Collected material:
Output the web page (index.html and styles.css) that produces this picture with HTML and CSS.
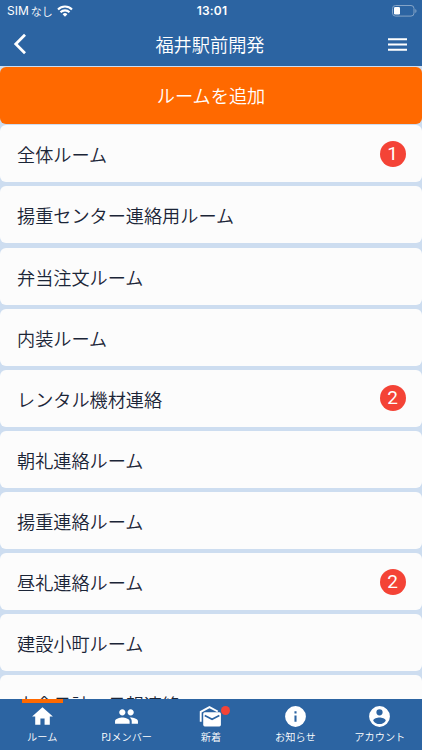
FILE: index.html
```
<!DOCTYPE html>
<html lang="ja">
<head>
<meta charset="utf-8">
<title>福井駅前開発</title>
<link rel="stylesheet" href="styles.css">
</head>
<body>
<div class="app">
  <header class="header">
    <div class="status">
      <span class="carrier"><span class="sim">SIM</span>なし
        <svg class="wifi" viewBox="0 0 16 12"><g fill="none" stroke="#fff" stroke-width="2.1"><path d="M1 4.4a10 10 0 0 1 14 0"/><path d="M3.5 7.2a6.4 6.4 0 0 1 9 0"/></g><path fill="#fff" d="M5.6 9.2a3.5 3.5 0 0 1 4.8 0L8 11.7z"/></svg>
      </span>
      <time class="clock">13:01</time>
      <svg class="battery" viewBox="0 0 25 12"><rect x=".5" y=".5" width="21.5" height="10.6" rx="3" fill="none" stroke="#85a4c7"/><rect x="2" y="2" width="6" height="7.6" rx="1.3" fill="#fff"/><path d="M23.3 4v4q1.2-.5 1.2-2t-1.2-2" fill="#85a4c7"/></svg>
    </div>
    <div class="titlebar">
      <svg class="back" viewBox="0 0 14 22"><path d="M12 1.8 2.8 11l9.2 9.2" fill="none" stroke="#fff" stroke-width="2.8"/></svg>
      <h1 class="title">福井駅前開発</h1>
      <svg class="menu" viewBox="0 0 19 13"><path d="M0 1.2h19M0 6.5h19M0 11.8h19" stroke="#fff" stroke-width="2"/></svg>
    </div>
  </header>
  <main class="rooms">
    <button class="add">ルームを追加</button>
    <ul class="list">
      <li class="room">全体ルーム<span class="badge">1</span></li>
      <li class="room">揚重センター連絡用ルーム</li>
      <li class="room">弁当注文ルーム</li>
      <li class="room">内装ルーム</li>
      <li class="room">レンタル機材連絡<span class="badge">2</span></li>
      <li class="room">朝礼連絡ルーム</li>
      <li class="room">揚重連絡ルーム</li>
      <li class="room">昼礼連絡ルーム<span class="badge">2</span></li>
      <li class="room">建設小町ルーム</li>
      <li class="room">大倉日誌・日報連絡</li>
    </ul>
  </main>
  <nav class="tabs">
    <a class="tab active"><svg class="icon" viewBox="0 0 24 24"><path d="M10 20v-6h4v6h5v-8h3L12 3 2 12h3v8z"/></svg>ルーム</a>
    <a class="tab"><svg class="icon" viewBox="0 0 24 24"><path d="M16 11c1.66 0 2.99-1.34 2.99-3S17.66 5 16 5s-3 1.34-3 3 1.34 3 3 3zm-8 0c1.66 0 2.99-1.34 2.99-3S9.66 5 8 5 5 6.34 5 8s1.34 3 3 3zm0 2c-2.33 0-7 1.17-7 3.5V19h14v-2.5c0-2.33-4.67-3.5-7-3.5zm8 0c-.29 0-.62.02-.97.05 1.16.84 1.97 1.97 1.97 3.45V19h6v-2.5c0-2.33-4.67-3.5-7-3.5z"/></svg>PJメンバー</a>
    <a class="tab"><svg class="icon" viewBox="0 0 24 24"><path d="M2.6 17V7.500L11 3l8 4.200" fill="none" stroke="#fff" stroke-width="1.8"/><rect x="5" y="8" width="17" height="13.5" rx="1.5"/><path d="m6.500 11 7 3.700 7-3.700" fill="none" stroke="#2c64a2" stroke-width="1.5"/></svg><i class="dot"></i>新着</a>
    <a class="tab"><svg class="icon" viewBox="0 0 24 24"><path d="M12 2a10 10 0 1 0 0 20 10 10 0 0 0 0-20zm1 15h-2v-6h2zm0-8h-2V7h2z"/></svg>お知らせ</a>
    <a class="tab"><svg class="icon" viewBox="0 0 24 24"><path d="M12 2a10 10 0 1 0 0 20 10 10 0 0 0 0-20zm0 3a3 3 0 1 1 0 6 3 3 0 0 1 0-6zm0 14.2a7.200 7.200 0 0 1-6-3.220c.03-1.990 4-3.080 6-3.080s5.970 1.090 6 3.080a7.200 7.200 0 0 1-6 3.220z"/></svg>アカウント</a>
  </nav>
</div>
</body>
</html>
```
FILE: styles.css
```
* { box-sizing: border-box; }
body { margin: 0; font-family: "Noto Sans CJK JP", sans-serif; color: #1b2537; }
.app { height: 750px; display: flex; flex-direction: column; overflow: hidden; background: #cdddf0; }
.header { height: 66px; flex: none; background: #2c64a2; color: #fff; }
.status { height: 22px; padding: 0 5px 0 7px; display: grid; grid-template-columns: 1fr auto 1fr; align-items: center; }
.carrier { display: flex; align-items: center; font-size: 11px; font-weight: 350; line-height: 22px; }
.sim { font-family: Inter, sans-serif; font-size: 12px; font-weight: 400; margin-right: 2px; }
.wifi { width: 16px; height: 12px; margin-left: 4px; }
.clock { font: 600 12px/22px Inter, sans-serif; letter-spacing: .2px; }
.battery { width: 25px; height: 12px; justify-self: end; }
.titlebar { height: 44px; padding: 0 15px 0 13px; display: grid; grid-template-columns: 1fr auto 1fr; align-items: center; }
.back { width: 14px; height: 22px; }
.title { margin: 0; padding-top: 1px; font-size: 18.2px; font-weight: 350; line-height: 43px; }
.menu { width: 19px; height: 13px; justify-self: end; }
.rooms { flex: 1; min-height: 0; overflow: hidden; }
.add { display: block; width: 100%; height: 57px; margin: .5px 0 1.8px; padding: 0; border: 0; border-radius: 6px; background: #ff6900; color: #fff; font: 350 18.2px/57px "Noto Sans CJK JP", sans-serif; }
.list { margin: 0; padding: 0; list-style: none; display: flex; flex-direction: column; gap: 4.13px; }
.room { height: 57px; flex: none; padding: 1px 16.5px 0 17px; display: flex; align-items: center; justify-content: space-between; border-radius: 6px; background: #fcfcfc; font-size: 18.15px; font-weight: 350; line-height: 56px; }
.badge { width: 26px; height: 26px; margin-top: -1px; border-radius: 50%; background: #f44336; color: #fff; font: 400 19px/26px Roboto, sans-serif; text-align: center; }
.tabs { height: 51px; flex: none; display: grid; grid-template-columns: repeat(5, 1fr); background: #2c64a2; }
.tab { position: relative; display: flex; flex-direction: column; align-items: center; padding-top: 5px; color: #fff; font-size: 10.2px; font-weight: 350; line-height: 15px; }
.icon { width: 25px; height: 25px; fill: #fff; }
.active::before { content: ""; position: absolute; top: 0; left: 22px; width: 41px; height: 4px; background: #ff6900; }
.dot { position: absolute; left: 52px; top: 7px; width: 9px; height: 9px; border-radius: 50%; background: #f44336; }
```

Given task: Your task is to repeat the data above exactly while excluding the pictures.

Final answer:
Output the web page (index.html and styles.css) that produces this picture with HTML and CSS.
FILE: index.html
```
<!DOCTYPE html>
<html lang="ja">
<head>
<meta charset="utf-8">
<title>福井駅前開発</title>
<link rel="stylesheet" href="styles.css">
</head>
<body>
<div class="app">
  <header class="header">
    <div class="status">
      <span class="carrier"><span class="sim">SIM</span>なし
        <svg class="wifi" viewBox="0 0 16 12"><g fill="none" stroke="#fff" stroke-width="2.1"><path d="M1 4.4a10 10 0 0 1 14 0"/><path d="M3.5 7.2a6.4 6.4 0 0 1 9 0"/></g><path fill="#fff" d="M5.6 9.2a3.5 3.5 0 0 1 4.8 0L8 11.7z"/></svg>
      </span>
      <time class="clock">13:01</time>
      <svg class="battery" viewBox="0 0 25 12"><rect x=".5" y=".5" width="21.5" height="10.6" rx="3" fill="none" stroke="#85a4c7"/><rect x="2" y="2" width="6" height="7.6" rx="1.3" fill="#fff"/><path d="M23.3 4v4q1.2-.5 1.2-2t-1.2-2" fill="#85a4c7"/></svg>
    </div>
    <div class="titlebar">
      <svg class="back" viewBox="0 0 14 22"><path d="M12 1.8 2.8 11l9.2 9.2" fill="none" stroke="#fff" stroke-width="2.8"/></svg>
      <h1 class="title">福井駅前開発</h1>
      <svg class="menu" viewBox="0 0 19 13"><path d="M0 1.2h19M0 6.5h19M0 11.8h19" stroke="#fff" stroke-width="2"/></svg>
    </div>
  </header>
  <main class="rooms">
    <button class="add">ルームを追加</button>
    <ul class="list">
      <li class="room">全体ルーム<span class="badge">1</span></li>
      <li class="room">揚重センター連絡用ルーム</li>
      <li class="room">弁当注文ルーム</li>
      <li class="room">内装ルーム</li>
      <li class="room">レンタル機材連絡<span class="badge">2</span></li>
      <li class="room">朝礼連絡ルーム</li>
      <li class="room">揚重連絡ルーム</li>
      <li class="room">昼礼連絡ルーム<span class="badge">2</span></li>
      <li class="room">建設小町ルーム</li>
      <li class="room">大倉日誌・日報連絡</li>
    </ul>
  </main>
  <nav class="tabs">
    <a class="tab active"><svg class="icon" viewBox="0 0 24 24"><path d="M10 20v-6h4v6h5v-8h3L12 3 2 12h3v8z"/></svg>ルーム</a>
    <a class="tab"><svg class="icon" viewBox="0 0 24 24"><path d="M16 11c1.66 0 2.99-1.34 2.99-3S17.66 5 16 5s-3 1.34-3 3 1.34 3 3 3zm-8 0c1.66 0 2.99-1.34 2.99-3S9.66 5 8 5 5 6.34 5 8s1.34 3 3 3zm0 2c-2.33 0-7 1.17-7 3.5V19h14v-2.5c0-2.33-4.67-3.5-7-3.5zm8 0c-.29 0-.62.02-.97.05 1.16.84 1.97 1.97 1.97 3.45V19h6v-2.5c0-2.33-4.67-3.5-7-3.5z"/></svg>PJメンバー</a>
    <a class="tab"><svg class="icon" viewBox="0 0 24 24"><path d="M2.6 17V7.500L11 3l8 4.200" fill="none" stroke="#fff" stroke-width="1.8"/><rect x="5" y="8" width="17" height="13.5" rx="1.5"/><path d="m6.500 11 7 3.700 7-3.700" fill="none" stroke="#2c64a2" stroke-width="1.5"/></svg><i class="dot"></i>新着</a>
    <a class="tab"><svg class="icon" viewBox="0 0 24 24"><path d="M12 2a10 10 0 1 0 0 20 10 10 0 0 0 0-20zm1 15h-2v-6h2zm0-8h-2V7h2z"/></svg>お知らせ</a>
    <a class="tab"><svg class="icon" viewBox="0 0 24 24"><path d="M12 2a10 10 0 1 0 0 20 10 10 0 0 0 0-20zm0 3a3 3 0 1 1 0 6 3 3 0 0 1 0-6zm0 14.2a7.200 7.200 0 0 1-6-3.220c.03-1.990 4-3.080 6-3.080s5.970 1.090 6 3.080a7.200 7.200 0 0 1-6 3.220z"/></svg>アカウント</a>
  </nav>
</div>
</body>
</html>
```
FILE: styles.css
```
* { box-sizing: border-box; }
body { margin: 0; font-family: "Noto Sans CJK JP", sans-serif; color: #1b2537; }
.app { height: 750px; display: flex; flex-direction: column; overflow: hidden; background: #cdddf0; }
.header { height: 66px; flex: none; background: #2c64a2; color: #fff; }
.status { height: 22px; padding: 0 5px 0 7px; display: grid; grid-template-columns: 1fr auto 1fr; align-items: center; }
.carrier { display: flex; align-items: center; font-size: 11px; font-weight: 350; line-height: 22px; }
.sim { font-family: Inter, sans-serif; font-size: 12px; font-weight: 400; margin-right: 2px; }
.wifi { width: 16px; height: 12px; margin-left: 4px; }
.clock { font: 600 12px/22px Inter, sans-serif; letter-spacing: .2px; }
.battery { width: 25px; height: 12px; justify-self: end; }
.titlebar { height: 44px; padding: 0 15px 0 13px; display: grid; grid-template-columns: 1fr auto 1fr; align-items: center; }
.back { width: 14px; height: 22px; }
.title { margin: 0; padding-top: 1px; font-size: 18.2px; font-weight: 350; line-height: 43px; }
.menu { width: 19px; height: 13px; justify-self: end; }
.rooms { flex: 1; min-height: 0; overflow: hidden; }
.add { display: block; width: 100%; height: 57px; margin: .5px 0 1.8px; padding: 0; border: 0; border-radius: 6px; background: #ff6900; color: #fff; font: 350 18.2px/57px "Noto Sans CJK JP", sans-serif; }
.list { margin: 0; padding: 0; list-style: none; display: flex; flex-direction: column; gap: 4.13px; }
.room { height: 57px; flex: none; padding: 1px 16.5px 0 17px; display: flex; align-items: center; justify-content: space-between; border-radius: 6px; background: #fcfcfc; font-size: 18.15px; font-weight: 350; line-height: 56px; }
.badge { width: 26px; height: 26px; margin-top: -1px; border-radius: 50%; background: #f44336; color: #fff; font: 400 19px/26px Roboto, sans-serif; text-align: center; }
.tabs { height: 51px; flex: none; display: grid; grid-template-columns: repeat(5, 1fr); background: #2c64a2; }
.tab { position: relative; display: flex; flex-direction: column; align-items: center; padding-top: 5px; color: #fff; font-size: 10.2px; font-weight: 350; line-height: 15px; }
.icon { width: 25px; height: 25px; fill: #fff; }
.active::before { content: ""; position: absolute; top: 0; left: 22px; width: 41px; height: 4px; background: #ff6900; }
.dot { position: absolute; left: 52px; top: 7px; width: 9px; height: 9px; border-radius: 50%; background: #f44336; }
```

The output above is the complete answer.